A Grã-Bretanha teria de renegociar com os 53 países que têm acordos de livre comércio com a UE. Imagine todos os setores da economia — agronegócio, indústria, serviços — dos dois lados lutando por seus interesses, para deixar de perder o que perdiam com o sistema anterior ou para continuar ganhando.

Do ponto de vista econômico, fica bastante claro que a Brexit é, no mínimo, a abertura de uma caixa de Pandora, da qual sairão muitas surpresas, a maioria delas, desagradáveis. Os defensores da saída intuem isso, e falam dos ganhos econômicos de maneira vaga, mantendo seu foco no desejo de barrar a enxurrada de imigrantes beneficiada com o Espaço Schengen, que prevê o livre movimento de pessoas. Entretanto, metade dos imigrantes que chega à Grã-Bretanha vem de países não membros da UE, e portanto as autoridades britânicas têm total autonomia para decidir sobre sua entrada.
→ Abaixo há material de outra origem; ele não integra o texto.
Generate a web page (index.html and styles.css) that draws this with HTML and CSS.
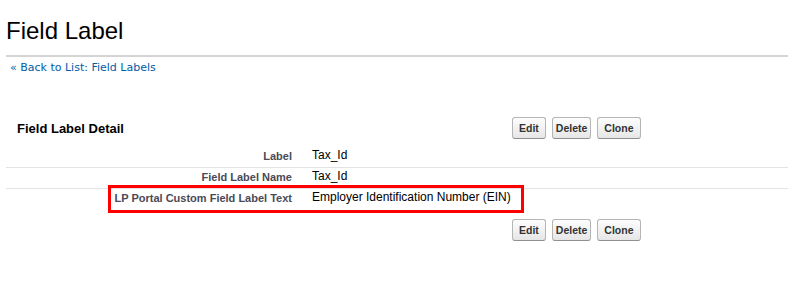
FILE: index.html
```html
<!DOCTYPE html>
<html lang="en">
<head>
    <meta charset="UTF-8">
    <meta name="viewport" content="width=device-width, initial-scale=1.0">
    <title>Field Label</title>
    <link rel="stylesheet" href="styles.css">
</head>
<body>
    <div class="page-head">
        <h1 class="page-title">Field Label</h1>
    </div>
    <div class="back-link"><a href="#">&laquo; Back to List: Field Labels</a></div>

    <div class="detail">
        <div class="detail-bar">
            <h2 class="detail-title">Field Label Detail</h2>
            <div class="btns">
                <button class="btn">Edit</button>
                <button class="btn btn-del">Delete</button>
                <button class="btn">Clone</button>
            </div>
        </div>

        <div class="fields">
            <div class="field">
                <div class="field-label">Label</div>
                <div class="field-value">Tax_Id</div>
            </div>
            <div class="field">
                <div class="field-label">Field Label Name</div>
                <div class="field-value">Tax_Id</div>
            </div>
            <div class="field field-last">
                <div class="field-label">LP Portal Custom Field Label Text</div>
                <div class="field-value">Employer Identification Number (EIN)</div>
                <span class="mark"></span>
            </div>
        </div>

        <div class="detail-bar detail-foot">
            <div></div>
            <div class="btns">
                <button class="btn">Edit</button>
                <button class="btn btn-del">Delete</button>
                <button class="btn">Clone</button>
            </div>
        </div>
    </div>
</body>
</html>
```

FILE: styles.css
```css
html, body {
    margin: 0;
    padding: 0;
    background: #fff;
    color: #000;
    font-family: Arial, 'Liberation Sans', sans-serif;
}

/* Page header */
.page-head {
    margin-left: 6px;
    padding: 17px 0 10px;
    border-bottom: 2px solid #d4d4d4;
}
.page-title {
    margin: 0;
    font-size: 24px;
    line-height: 28px;
    font-weight: normal;
}

.back-link {
    margin: 4px 0 0 10px;
    font-family: Verdana, 'DejaVu Sans', sans-serif;
    font-size: 11px;
    line-height: 13px;
}
.back-link a {
    color: #015ba7;
    text-decoration: none;
}

/* Detail block */
.detail {
    margin: 43px 0 0 6px;
}

.detail-bar {
    display: grid;
    grid-template-columns: 506px auto;
    align-items: center;
    height: 22px;
}
.detail-title {
    margin: 0;
    padding-left: 11px;
    font-size: 13px;
    font-weight: bold;
}

.btns {
    display: flex;
    gap: 6px;
}
.btn {
    height: 22px;
    padding: 0 6px;
    border: 1px solid #b5b5b5;
    border-bottom-color: #8f8f8f;
    border-radius: 3px;
    background: linear-gradient(#fdfdfd, #e6e6e6);
    color: #333;
    font-family: Arial, 'Liberation Sans', sans-serif;
    font-size: 10.5px;
    font-weight: bold;
    cursor: pointer;
}
.btn-del {
    padding: 0 3px;
}

.fields {
    margin-top: 8px;
}
.field {
    position: relative;
    display: grid;
    grid-template-columns: 296px auto;
    height: 20px;
    border-bottom: 1px solid #e3e3e7;
}
.field-last {
    border-bottom: none;
}
.field-label {
    padding: 2px 10px 0 0;
    text-align: right;
    color: #4a4a56;
    font-size: 11px;
    font-weight: bold;
    line-height: 14px;
}
.field-value {
    padding: 1px 0 0 10px;
    font-size: 12px;
    line-height: 14px;
}

/* highlight drawn over the last row */
.mark {
    position: absolute;
    left: 102px;
    top: -4px;
    width: 416px;
    height: 28px;
    box-sizing: border-box;
    border: 3px solid #f00;
}

.detail-foot {
    margin-top: 10px;
}
```
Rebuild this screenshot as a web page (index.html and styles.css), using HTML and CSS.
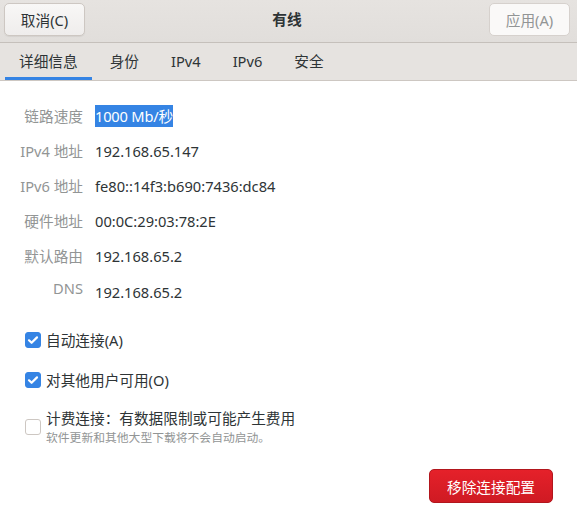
FILE: index.html
```html
<!DOCTYPE html>
<html lang="zh-CN">
<head>
<meta charset="utf-8">
<title>有线</title>
<link rel="stylesheet" href="styles.css">
</head>
<body>
<div class="window">
  <header class="headerbar">
    <button class="btn">取消(C)</button>
    <div class="title">有线</div>
    <button class="btn btn-disabled">应用(A)</button>
  </header>
  <nav class="tabs">
    <div class="tab active">详细信息</div>
    <div class="tab">身份</div>
    <div class="tab">IPv4</div>
    <div class="tab">IPv6</div>
    <div class="tab">安全</div>
  </nav>
  <main class="content">
    <div class="details">
      <div class="label">链路速度</div><div class="value"><span class="selected">1000 Mb/秒</span></div>
      <div class="label">IPv4 地址</div><div class="value">192.168.65.147</div>
      <div class="label">IPv6 地址</div><div class="value">fe80::14f3:b690:7436:dc84</div>
      <div class="label">硬件地址</div><div class="value">00:0C:29:03:78:2E</div>
      <div class="label">默认路由</div><div class="value">192.168.65.2</div>
      <div class="label label-dns">DNS</div><div class="value value-dns">192.168.65.2</div>
    </div>
    <div class="checks">
      <label class="check">
        <span class="box checked"><svg viewBox="0 0 16 16" width="16" height="16"><path d="M4 8.3l2.6 2.5L12 5.4" fill="none" stroke="#fff" stroke-width="2.2" stroke-linecap="round" stroke-linejoin="round"/></svg></span>
        <span class="check-text">自动连接(A)</span>
      </label>
      <label class="check">
        <span class="box checked"><svg viewBox="0 0 16 16" width="16" height="16"><path d="M4 8.3l2.6 2.5L12 5.4" fill="none" stroke="#fff" stroke-width="2.2" stroke-linecap="round" stroke-linejoin="round"/></svg></span>
        <span class="check-text">对其他用户可用(O)</span>
      </label>
      <label class="check">
        <span class="box"></span>
        <span class="check-stack">
          <span class="check-text">计费连接：有数据限制或可能产生费用</span>
          <span class="check-sub">软件更新和其他大型下载将不会自动启动。</span>
        </span>
      </label>
    </div>
    <div class="actions">
      <button class="btn-danger">移除连接配置</button>
    </div>
  </main>
</div>
</body>
</html>
```

FILE: styles.css
```css
html, body {
  margin: 0;
  padding: 0;
  background: #ffffff;
}
body {
  font-family: "Noto Sans", "Noto Sans CJK SC", sans-serif;
  font-size: 14.67px;
  color: #2e3436;
}
.window {
  width: 577px;
  height: 517px;
  overflow: hidden;
  background: #ffffff;
}
.headerbar {
  height: 43px;
  box-sizing: border-box;
  display: flex;
  align-items: flex-start;
  padding: 3px 7px 0 4px;
  background: linear-gradient(to bottom, #e6e3e0, #e1dedb);
  border-bottom: 1px solid #c5c0bb;
}
.btn {
  width: 81px;
  height: 33px;
  box-sizing: border-box;
  border: 1px solid #cdc7c2;
  border-radius: 5px;
  background: linear-gradient(to bottom, #f8f7f6, #efedec);
  box-shadow: 0 1px 1px rgba(0,0,0,0.06);
  font-family: "Noto Sans", "Noto Sans CJK SC", sans-serif;
  font-size: 14.67px;
  color: #2e3436;
  padding: 0;
}
.btn-disabled {
  background: #faf9f8;
  border-color: #d6d1cd;
  color: #929595;
  box-shadow: none;
}
.title {
  flex: 1;
  text-align: center;
  font-weight: bold;
  line-height: 33px;
  color: #2e3436;
}
.tabs {
  height: 38px;
  box-sizing: border-box;
  display: flex;
  gap: 4px;
  padding-left: 5px;
  background: #e6e3e0;
  border-bottom: 1px solid #cdc7c2;
}
.tab {
  padding: 2px 14px 0;
  line-height: 32px;
  border-bottom: 3px solid transparent;
  color: #2e3436;
}
.tab.active {
  border-bottom-color: #3584e4;
}
.content {
  padding-top: 17px;
}
.details {
  display: grid;
  grid-template-columns: 63px 1fr;
  column-gap: 12px;
  padding-left: 20px;
}
.label, .value {
  height: 35px;
  display: flex;
  align-items: center;
}
.label {
  justify-content: flex-end;
  color: #929595;
  white-space: nowrap;
}
.value {
  color: #2e3436;
}
.label-dns {
  padding-bottom: 6px;
  box-sizing: border-box;
}
.value-dns {
  padding-top: 2px;
  box-sizing: border-box;
}
.selected {
  background: #3584e4;
  color: #ffffff;
  line-height: 22px;
  letter-spacing: -0.2px;
}
.checks {
  display: flex;
  flex-direction: column;
  gap: 16px;
  padding: 20px 0 0 25px;
}
.check {
  display: flex;
  align-items: center;
  gap: 5px;
  min-height: 24px;
}
.box {
  width: 16px;
  height: 16px;
  box-sizing: border-box;
  border-radius: 3px;
  border: 1px solid #cdc7c2;
  background: #ffffff;
  display: flex;
  flex: none;
}
.box.checked {
  background: #3584e4;
  border-color: #3584e4;
}
.box.checked svg {
  margin: -1px;
}
.check-text {
  line-height: 24px;
  color: #2e3436;
}
.check-stack {
  display: flex;
  flex-direction: column;
}
.check-stack .check-text {
  line-height: 20px;
}
.check-sub {
  font-size: 11.8px;
  line-height: 18px;
  color: #929595;
}
.actions {
  display: flex;
  justify-content: flex-end;
  padding: 23px 24px 0 0;
}
.btn-danger {
  width: 124px;
  height: 34px;
  border: 1px solid #b2161d;
  border-radius: 5px;
  background: linear-gradient(to bottom, #e5212a, #cf1a23);
  color: #ffffff;
  font-family: "Noto Sans", "Noto Sans CJK SC", sans-serif;
  font-size: 14.67px;
  padding: 0;
}
```
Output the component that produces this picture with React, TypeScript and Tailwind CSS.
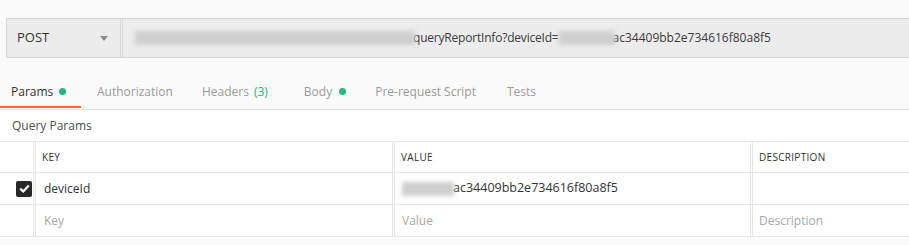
import React from "react";

const Blur = ({ w, className = "" }: { w: number; className?: string }) => (
  <span
    className={"inline-block h-[14px] bg-[#cfcfcf] blur-[2px] align-middle " + className}
    style={{ width: w }}
  />
);

export default function App() {
  return (
    <div
      className="w-[909px] h-[245px] overflow-hidden bg-[#fafafa] text-[#333]"
      style={{ fontFamily: '"Open Sans", "Noto Sans", sans-serif' }}
    >
      {/* URL bar */}
      <div className="pt-[18px] pl-[6px]">
        <div className="flex h-[40px] border border-[#d6d6d6] border-r-0 bg-[#ececec] rounded-l-[2px]">
          <div className="flex w-[116px] items-center justify-between border-r-[3px] border-double border-[#d8d8d8] pl-[10px] pr-[12px] text-[13px] text-[#333]">
            <span>POST</span>
            <svg width="8" height="5" viewBox="0 0 8 5">
              <path d="M0 0 L8 0 L4 5 Z" fill="#8a8a8a" />
            </svg>
          </div>
          <div className="flex flex-1 items-center pl-[12px] text-[12px] text-[#3a3a3a] whitespace-nowrap">
            <Blur w={280} />
            <span className="ml-[-2px] tracking-[-0.2px]">queryReportInfo?deviceId=</span>
            <Blur w={56} />
            <span className="ml-[-2px]">ac34409bb2e734616f80a8f5</span>
          </div>
        </div>
      </div>

      {/* Tabs */}
      <div className="mt-[15px] flex h-[37px] items-stretch border-b border-[#e3e3e3] pt-[1px] text-[12px] text-[#9a9a9a]">
        <div className="relative flex w-[82px] items-center pl-[11px] text-[#333]">
          Params
          <span className="ml-[6px] h-[7px] w-[7px] rounded-full bg-[#26b47f]" />
          <span className="absolute bottom-[1px] left-0 h-[2px] w-[81px] bg-[#f26b3a]" />
        </div>
        <div className="flex items-center pl-[15px]">Authorization</div>
        <div className="flex items-center pl-[29px]">
          Headers <span className="ml-[5px] text-[#26b47f]">(3)</span>
        </div>
        <div className="flex items-center pl-[36px]">
          Body
          <span className="ml-[7px] h-[7px] w-[7px] rounded-full bg-[#26b47f]" />
        </div>
        <div className="flex items-center pl-[29px]">Pre-request Script</div>
        <div className="flex items-center pl-[31px]">Tests</div>
      </div>

      {/* Query Params */}
      <div className="flex h-[32px] items-center border-b border-[#e8e8e8] bg-white pl-[12px] text-[12px] text-[#505050]">
        Query Params
      </div>

      {/* Table */}
      <div className="bg-white text-[12px]">
        <div className="flex h-[31px] border-b border-[#e8e8e8] text-[10px] tracking-[0.3px] text-[#333]">
          <div className="w-[36px] border-r-[3px] border-double border-[#e4e4e4]" />
          <div className="flex w-[359px] items-center border-r-[3px] border-double border-[#e4e4e4] pl-[6px]">KEY</div>
          <div className="flex w-[358px] items-center border-r-[3px] border-double border-[#e4e4e4] pl-[6px]">VALUE</div>
          <div className="flex flex-1 items-center pl-[6px]">DESCRIPTION</div>
        </div>
        <div className="flex h-[32px] border-b border-[#e8e8e8] text-[#333]">
          <div className="flex w-[36px] items-center border-r-[3px] border-double border-[#e4e4e4] pl-[16px]">
            <span className="flex h-[16px] w-[16px] items-center justify-center rounded-[2px] bg-[#282828]">
              <svg width="11" height="9" viewBox="0 0 11 9">
                <path d="M1.2 4.6 L4.2 7.4 L9.8 1.4" fill="none" stroke="#fff" strokeWidth="2.2" />
              </svg>
            </span>
          </div>
          <div className="flex w-[359px] items-center border-r-[3px] border-double border-[#e4e4e4] pl-[8px]">deviceId</div>
          <div className="flex w-[358px] items-center border-r-[3px] border-double border-[#e4e4e4] pl-[7px] whitespace-nowrap">
            <Blur w={52} />
            <span className="ml-[-1px] text-[12.5px]">ac34409bb2e734616f80a8f5</span>
          </div>
          <div className="flex-1" />
        </div>
        <div className="flex h-[32px] border-b border-[#e8e8e8] text-[#a8a8a8]">
          <div className="w-[36px] border-r-[3px] border-double border-[#e4e4e4]" />
          <div className="flex w-[359px] items-center border-r-[3px] border-double border-[#e4e4e4] pl-[8px]">Key</div>
          <div className="flex w-[358px] items-center border-r-[3px] border-double border-[#e4e4e4] pl-[7px]">Value</div>
          <div className="flex flex-1 items-center pl-[6px]">Description</div>
        </div>
      </div>
    </div>
  );
}
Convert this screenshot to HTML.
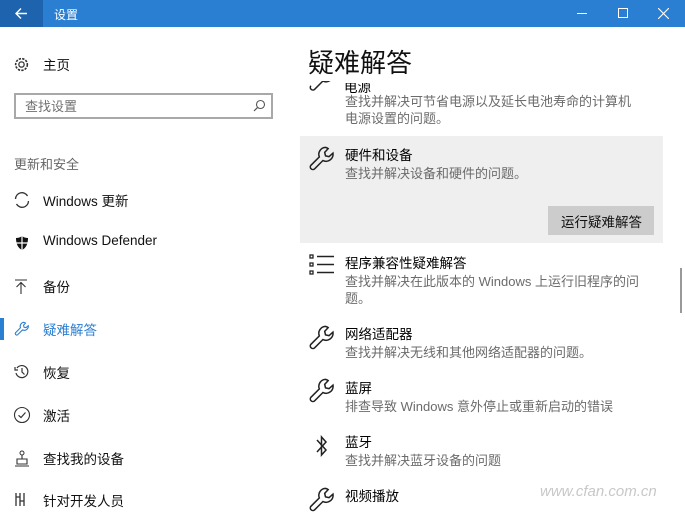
<!DOCTYPE html>
<html><head><meta charset="utf-8"><style>
*{margin:0;padding:0;box-sizing:border-box}
body{width:685px;height:507px;overflow:hidden;background:#fff;position:relative;font-family:"Liberation Sans","Noto Sans CJK SC",sans-serif;color:#000}
.a{position:absolute;white-space:nowrap}
.t{font-size:13.5px;margin-top:-2px}
.d{font-size:13px;color:#6b6b6b;margin-top:-2px}
.s{font-size:13.5px;color:#111;margin-top:-2px}
svg{position:absolute}
</style></head><body>
<div class="a" style="left:0;top:0;width:685px;height:27px;background:#2b7fd2"></div>
<div class="a" style="left:0;top:0;width:43px;height:27px;background:#1e63ad"></div>
<svg style="left:14px;top:6px" width="15" height="15" viewBox="0 0 15 15"><path d="M13 7.5H2M7 2.5L2 7.5l5 5" stroke="#fff" stroke-width="1.4" fill="none"/></svg>
<div class="a" style="left:54px;top:6px;font-size:12px;color:#fff">设置</div>
<div class="a" style="left:577px;top:13px;width:10px;height:1px;background:#fff"></div>
<div class="a" style="left:618px;top:8px;width:10px;height:10px;border:1px solid #fff"></div>
<svg style="left:658px;top:8px" width="11" height="11"><path d="M0 0L11 11M11 0L0 11" stroke="#fff" stroke-width="1.1"/></svg>

<svg style="left:13px;top:56px" width="17" height="17" viewBox="0 0 16 16"><circle cx="8" cy="8" r="2.5" fill="none" stroke="#333" stroke-width="1.2"/><circle cx="8" cy="8" r="5.5" fill="none" stroke="#333" stroke-width="1.5" stroke-dasharray="2.2 1.1"/></svg>
<div class="a s" style="left:43px;top:56px">主页</div>
<div class="a" style="left:14px;top:93px;width:259px;height:26px;border:2px solid #a8a8a8"></div>
<div class="a" style="left:25px;top:96px;font-size:13px;color:#707070">查找设置</div>
<svg style="left:253px;top:99px" width="13" height="13"><circle cx="7.5" cy="5.5" r="4" fill="none" stroke="#555" stroke-width="1.1"/><path d="M4.7 8.3L1 12" stroke="#555" stroke-width="1.2"/></svg>
<div class="a" style="left:14px;top:154px;font-size:13px;color:#666">更新和安全</div>

<svg style="left:13px;top:191px" width="18" height="18"><path d="M2.5 8A6.4 6.4 0 0 1 14.5 5M15.5 10A6.4 6.4 0 0 1 3.5 13" fill="none" stroke="#333" stroke-width="1.3"/></svg>
<div class="a s" style="left:43px;top:192px">Windows 更新</div>
<svg style="left:14px;top:235px" width="16" height="16"><path d="M8 1C6 2.5 4 3 2 3c0 6 2 10 6 12 4-2 6-6 6-12-2 0-4-.5-6-2z" fill="#111"/><path d="M8 1V15M2 8H14" stroke="#fff" stroke-width="1.2"/></svg>
<div class="a s" style="left:43px;top:235px">Windows Defender</div>
<svg style="left:14px;top:279px" width="14" height="16"><path d="M1 1H13M7 3V15M2.5 8L7 3.5 11.5 8" fill="none" stroke="#333" stroke-width="1.1"/></svg>
<div class="a s" style="left:43px;top:278px">备份</div>
<div class="a" style="left:0;top:318px;width:4px;height:22px;background:#2b7fd2"></div>
<svg style="left:14px;top:321px" width="16" height="16" viewBox="0 0 24 24"><path d="M15 2a6 6 0 0 0-5.3 8.2L2.5 17.4a2.2 2.2 0 0 0 3.1 3.1l7.2-7.2A6 6 0 0 0 21.4 7l-3.4 3-3-.7-.7-3 3-3.2A6 6 0 0 0 15 2z" fill="none" stroke="#2b7fd2" stroke-width="1.6"/></svg>
<div class="a s" style="left:43px;top:321px;color:#2b7fd2">疑难解答</div>
<svg style="left:14px;top:364px" width="16" height="16"><path d="M3 4A6 6 0 1 1 2 9M1 3V6H4M8 4V8L10.5 10.5" fill="none" stroke="#333" stroke-width="1.2"/></svg>
<div class="a s" style="left:43px;top:364px">恢复</div>
<svg style="left:13px;top:406px" width="18" height="18"><circle cx="9" cy="9" r="7.5" fill="none" stroke="#333" stroke-width="1.1"/><path d="M5.5 9.3L8 11.5 12.5 6.5" fill="none" stroke="#333" stroke-width="1.2"/></svg>
<div class="a s" style="left:43px;top:407px">激活</div>
<svg style="left:14px;top:450px" width="16" height="17"><circle cx="8" cy="3" r="2" fill="none" stroke="#333"/><path d="M8 5V9M3 9H13V14H3ZM1 16H15" fill="none" stroke="#333" stroke-width="1.1"/></svg>
<div class="a s" style="left:43px;top:450px">查找我的设备</div>
<svg style="left:14px;top:492px" width="14" height="15"><path d="M2 1V14M6 1V14M10 1V14M2 5H6M6 9H10" fill="none" stroke="#333" stroke-width="1.3"/></svg>
<div class="a s" style="left:43px;top:492px">针对开发人员</div>

<div class="a" style="left:300px;top:136px;width:363px;height:107px;background:#efefef"></div>
<div class="a" style="left:548px;top:206px;width:106px;height:29px;background:#cccccc"></div>
<div class="a" style="left:561px;top:211px;font-size:13.5px;color:#111">运行疑难解答</div>

<div class="a" style="left:344px;top:76px;font-size:13.5px;clip-path:inset(7px 0 0 0)">电源</div>
<svg style="left:308px;top:76px" width="28" height="28" viewBox="0 0 24 24"><path d="M2.5 17.4a2.2 2.2 0 0 0 3.1 3.1l7.2-7.2A6 6 0 0 0 21.4 7" fill="none" stroke="#222" stroke-width="1.3" transform="translate(0,-9)"/></svg>
<div class="a" style="left:300px;top:40px;width:300px;height:41px;background:#fff"></div>
<div class="a" style="left:308px;top:43px;font-size:26px;color:#111">疑难解答</div>
<div class="a d" style="left:345px;top:93px">查找并解决可节省电源以及延长电池寿命的计算机</div>
<div class="a d" style="left:345px;top:110px">电源设置的问题。</div>

<svg style="left:308px;top:145px" width="28" height="28" viewBox="0 0 24 24"><path d="M15 2a6 6 0 0 0-5.3 8.2L2.5 17.4a2.2 2.2 0 0 0 3.1 3.1l7.2-7.2A6 6 0 0 0 21.4 7l-3.4 3-3-.7-.7-3 3-3.2A6 6 0 0 0 15 2z" fill="none" stroke="#222" stroke-width="1.3"/></svg>
<div class="a t" style="left:345px;top:146px">硬件和设备</div>
<div class="a d" style="left:345px;top:165px">查找并解决设备和硬件的问题。</div>

<svg style="left:309px;top:254px" width="26" height="22"><g fill="none" stroke="#222" stroke-width="1.3"><rect x="1" y="1" width="3" height="3"/><rect x="1" y="9" width="3" height="3"/><rect x="1" y="17" width="3" height="3"/></g><path d="M8 2.5H25M8 10.5H25M8 18.5H25" stroke="#222" stroke-width="1.5"/></svg>
<div class="a t" style="left:345px;top:254px">程序兼容性疑难解答</div>
<div class="a d" style="left:345px;top:273px">查找并解决在此版本的 Windows 上运行旧程序的问</div>
<div class="a d" style="left:345px;top:290px">题。</div>

<svg style="left:308px;top:324px" width="28" height="28" viewBox="0 0 24 24"><path d="M15 2a6 6 0 0 0-5.3 8.2L2.5 17.4a2.2 2.2 0 0 0 3.1 3.1l7.2-7.2A6 6 0 0 0 21.4 7l-3.4 3-3-.7-.7-3 3-3.2A6 6 0 0 0 15 2z" fill="none" stroke="#222" stroke-width="1.3"/></svg>
<div class="a t" style="left:345px;top:325px">网络适配器</div>
<div class="a d" style="left:345px;top:344px">查找并解决无线和其他网络适配器的问题。</div>

<svg style="left:308px;top:377px" width="28" height="28" viewBox="0 0 24 24"><path d="M15 2a6 6 0 0 0-5.3 8.2L2.5 17.4a2.2 2.2 0 0 0 3.1 3.1l7.2-7.2A6 6 0 0 0 21.4 7l-3.4 3-3-.7-.7-3 3-3.2A6 6 0 0 0 15 2z" fill="none" stroke="#222" stroke-width="1.3"/></svg>
<div class="a t" style="left:345px;top:379px">蓝屏</div>
<div class="a d" style="left:345px;top:398px">排查导致 Windows 意外停止或重新启动的错误</div>

<svg style="left:315px;top:434px" width="14" height="24"><path d="M2 6L11 16 6.5 21V3L11 8 2 18" fill="none" stroke="#222" stroke-width="1.5"/></svg>
<div class="a t" style="left:345px;top:433px">蓝牙</div>
<div class="a d" style="left:345px;top:452px">查找并解决蓝牙设备的问题</div>

<svg style="left:308px;top:486px" width="28" height="28" viewBox="0 0 24 24"><path d="M15 2a6 6 0 0 0-5.3 8.2L2.5 17.4a2.2 2.2 0 0 0 3.1 3.1l7.2-7.2A6 6 0 0 0 21.4 7l-3.4 3-3-.7-.7-3 3-3.2A6 6 0 0 0 15 2z" fill="none" stroke="#222" stroke-width="1.3"/></svg>
<div class="a t" style="left:345px;top:487px">视频播放</div>
<div class="a" style="left:540px;top:483px;font-size:15px;font-style:italic;color:#c8c8c8">www.cfan.com.cn</div>
<div class="a" style="left:680px;top:268px;width:2px;height:45px;background:#999"></div>
</body></html>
E são esses imigrantes sírios, afegãos etc. que assombram os britânicos comuns, que os associam ao terrorismo e a uma sobrecarga econômica e social para o país. Assim como acontece nas questões econômicas, a campanha da Brexit se aproveita de sentimentos difusos para oferecer uma suposta solução que tem pouca ou nenhuma relação com a causa dos descontentamentos.

Realmente, a propaganda é a alma do negócio.